# start of DATA BLOCK

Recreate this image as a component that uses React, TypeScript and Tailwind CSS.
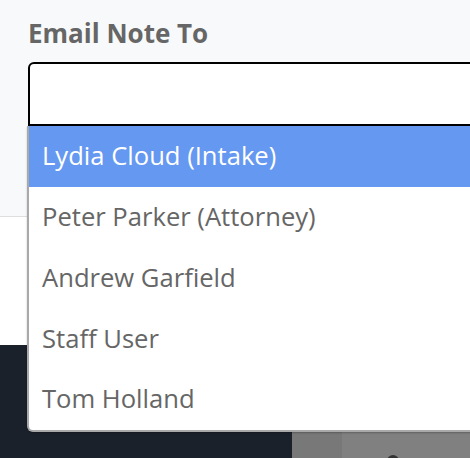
import React from "react";

const items = [
  "Lydia Cloud (Intake)",
  "Peter Parker (Attorney)",
  "Andrew Garfield",
  "Staff User",
  "Tom Holland",
];

export default function App() {
  return (
    <div
      className="relative w-[470px] h-[458px] overflow-hidden bg-white"
      style={{ fontFamily: '"Open Sans", "Noto Sans", sans-serif' }}
    >
      <div className="h-[217px] bg-[#f8f9fa] border-b border-[#dedede] pl-[28px] pt-[15px]">
        <div className="text-[26px] leading-[36px] font-bold text-[#666666]">Email Note To</div>
        <div className="mt-[11px] w-[600px] h-[64px] bg-white border-2 border-black rounded-tl-[6px]" />
      </div>
      <div className="h-[128px] bg-white" />
      <div className="flex h-[113px]">
        <div className="w-[292px] bg-[#1b212a]" />
        <div className="w-[50px] bg-[#787878]" />
        <div className="relative flex-1 bg-[#808080]">
          <div className="absolute left-[45px] top-[110px] w-[12px] h-[12px] rounded-full bg-[#333333]" />
        </div>
      </div>

      <div className="absolute left-[27px] top-[126px] w-[600px] h-[306px] bg-white border-l-2 border-b-2 border-[#a9a9a9] rounded-bl-[6px] shadow-[0_1px_2px_rgba(0,0,0,0.25)] flex flex-col">
        {items.map((it, i) => (
          <div
            key={it}
            className={
              i === 0
                ? "h-[61px] flex items-center pl-[13px] text-[25.6px] bg-[#6598f1] text-white"
                : "h-[61px] flex items-center pl-[13px] text-[25.6px] text-[#666666]"
            }
          >
            {it}
          </div>
        ))}
      </div>
    </div>
  );
}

# end of DATA BLOCK

## SHORT TASK
Write out every line of the listing that holds the word "React".

## PROBLEM SOLUTION
Recreate this image as a component that uses React, TypeScript and Tailwind CSS.
import React from "react";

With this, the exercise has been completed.